8. Suitability of the proposers

The proposers are members of the Computational Information Systems Research Group within the Department of Information Studies. The Department has consistently gained the highest rating (5*) in all of the Research Assessment Exercises. Professor Beaulieu was formerly co-director of the Centre for Interactive Systems Research at City University, also a 5* centre of excellence. She was involved in the interface development and evaluation of the Okapi advanced retrieval system and conducted a number of experiments on approaches to query expansion in operational and laboratory settings. Over the past eight years she has participated in the TREC interactive track focusing on the relationships between search interaction, interface and retrieval issues. Dr. Mark Sanderson carried out all the initial work on concept hierarchies while working as a Post Doc at the highly rated Center for Intelligent Information Retrieval at the University of Massachusetts. He has published a number of papers on summarisation and IR interfaces while completing his Ph.D. at the 5* rated Computing Science department at the University of Glasgow.

9. Resources

The project will employ one research assistant for three years with Java programming skills. Some basic technical support will also be required.

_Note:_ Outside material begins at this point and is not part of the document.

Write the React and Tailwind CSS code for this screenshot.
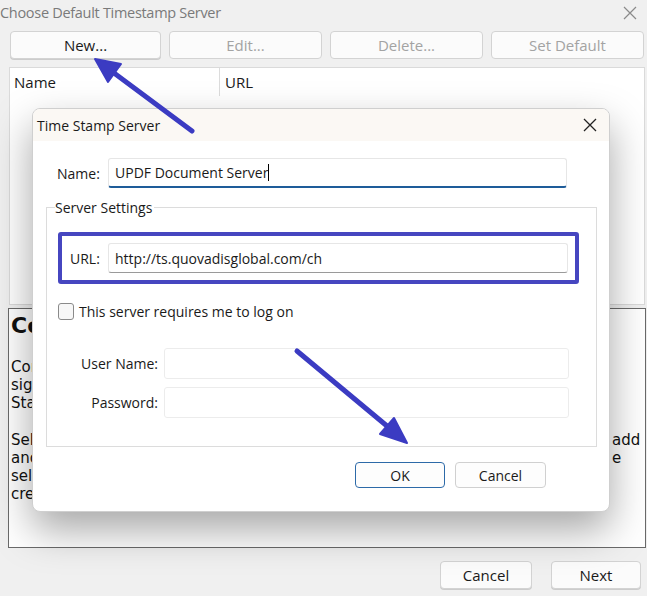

A Sun Ultra 10 workstation (£5725) will be made available to the project by the Department of Information Studies, but additional accessories, i.e. 24" screen, memory and extra disc are being requested.

It is envisaged that papers will be submitted to major international conferences in the course of the project. Resources are thus being requested for travel and subsistence to support attendance to one of the ACM conferences a year (SIGIR, Digital Libraries, and CHI) for one member of the project team.